So we came to that rarest of rara aves - the tie break. Gillian Taylor was escorted from the studio, and Martin Brown managed to answer who was the Sun King, but nothing else, for 1. When Gillian Taylor returned, she also knew Louis XIV was the Sun King, and she also knew what a witchetty grub was. They were the only answers she knew, but they were the only ones she needed, and she squeezes through into the semis, despite having the lowest general knowledge score of this heat. I can't see her being a finalist, but then semi final form is notoriously difficult to predict based on first round performance.

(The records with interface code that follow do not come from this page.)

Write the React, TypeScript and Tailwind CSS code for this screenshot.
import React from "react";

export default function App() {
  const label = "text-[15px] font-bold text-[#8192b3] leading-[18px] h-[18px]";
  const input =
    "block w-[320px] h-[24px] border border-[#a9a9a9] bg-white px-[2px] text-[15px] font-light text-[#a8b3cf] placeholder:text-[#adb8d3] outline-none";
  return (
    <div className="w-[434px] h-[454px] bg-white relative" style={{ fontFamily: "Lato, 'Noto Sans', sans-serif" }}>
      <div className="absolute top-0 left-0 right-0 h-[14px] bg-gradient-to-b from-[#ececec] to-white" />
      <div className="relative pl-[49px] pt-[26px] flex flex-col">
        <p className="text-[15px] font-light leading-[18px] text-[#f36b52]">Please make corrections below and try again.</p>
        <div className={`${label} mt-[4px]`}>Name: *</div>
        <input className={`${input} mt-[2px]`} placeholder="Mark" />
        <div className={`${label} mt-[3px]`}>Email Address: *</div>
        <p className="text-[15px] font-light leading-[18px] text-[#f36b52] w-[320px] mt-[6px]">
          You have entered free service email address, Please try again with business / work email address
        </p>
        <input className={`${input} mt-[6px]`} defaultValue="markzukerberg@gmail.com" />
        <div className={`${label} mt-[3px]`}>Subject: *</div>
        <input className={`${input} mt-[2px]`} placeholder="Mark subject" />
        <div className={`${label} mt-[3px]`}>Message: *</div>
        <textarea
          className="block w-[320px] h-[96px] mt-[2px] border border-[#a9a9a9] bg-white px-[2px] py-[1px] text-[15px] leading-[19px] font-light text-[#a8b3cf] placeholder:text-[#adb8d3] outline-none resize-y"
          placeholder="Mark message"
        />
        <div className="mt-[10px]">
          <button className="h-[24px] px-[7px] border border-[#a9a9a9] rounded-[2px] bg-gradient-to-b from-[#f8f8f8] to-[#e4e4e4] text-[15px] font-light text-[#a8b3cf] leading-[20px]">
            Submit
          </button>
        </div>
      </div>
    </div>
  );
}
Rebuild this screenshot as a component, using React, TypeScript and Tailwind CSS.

Are You An Egghead ? BBC Two weekdays 4:30pm

I'm not. I wish I could be, but I'm afraid that even if I won, which I suppose would have been possible, but no more for me than many of the contenders, they weren't offering enough money per year for me to give up my job. Its a shame, because this is a decent show to take part in, and in my opinion a cut above the usual Eggheads mismatches. On Monday we saw Stephanie Bruce - winner of the BBCs biggest ever cash prize in 2007's The People's Quiz, taking on a chap I don't know, called David. I didn't see the start of the show, so I don't know his surname. The two players play standard Eggheads type head to head matches against each other in five categories. The winner of each category gets to pick one of the Eggheads to help them in the last round. So theoretically you could win all 5 categories, and still lose in the last round. The last round is a head to head again, with each contestant facing 5 general knowledge questions. Each Egghead they have won can be called on for help once. Its a good format. Apart from anything else its really quite amusing seeing Judith and CJ get picked last invariably. Having said that Judith provided David with a cracker of an answer about Tattersalls to win Monday's show.

Tuesday's show saw my friend, Mark Labbett take on quiz regular Jenny Ryan, who is also someone I know through the incestuous world of quizzing. If you didn't know either contestant it would have looked like Jenny was guessing a lot tonight, but they were all educated guesses. She edged out the fight for the Eggheads. Mark won the first pick, and chose Daphne over Kevin, which was an interesting choice. He also later on picked CJ over Judith. This gave Jenny a line up of Kevin, Chris and Judith. Goin into the general knowledge round, Mark was given a question about which island Nassau, capital of the Bahamas is found on. Having picked Daphne first he chose not to ask for her help, when she actually knew the correct answer, and guessed wrongly himself. On such small margins are shows won and lost.

Its a good show this. Much more of a match, and therefore much more interesting and exciting than the Eggheads show itself. Mark made my week when he was asked the answer to the question about which actress won the BAFTA for her part in Cranford. Mark and CJ are quiz friends, and Mark knew straightaway that this was the sort of thing that CJ does learn for quizzes. When CJ supplied him with the correct answer, Mark replied words to the effect of " Thanks CJ. You're not a great quizzer, but you're a great researcher !" Good on you Mark !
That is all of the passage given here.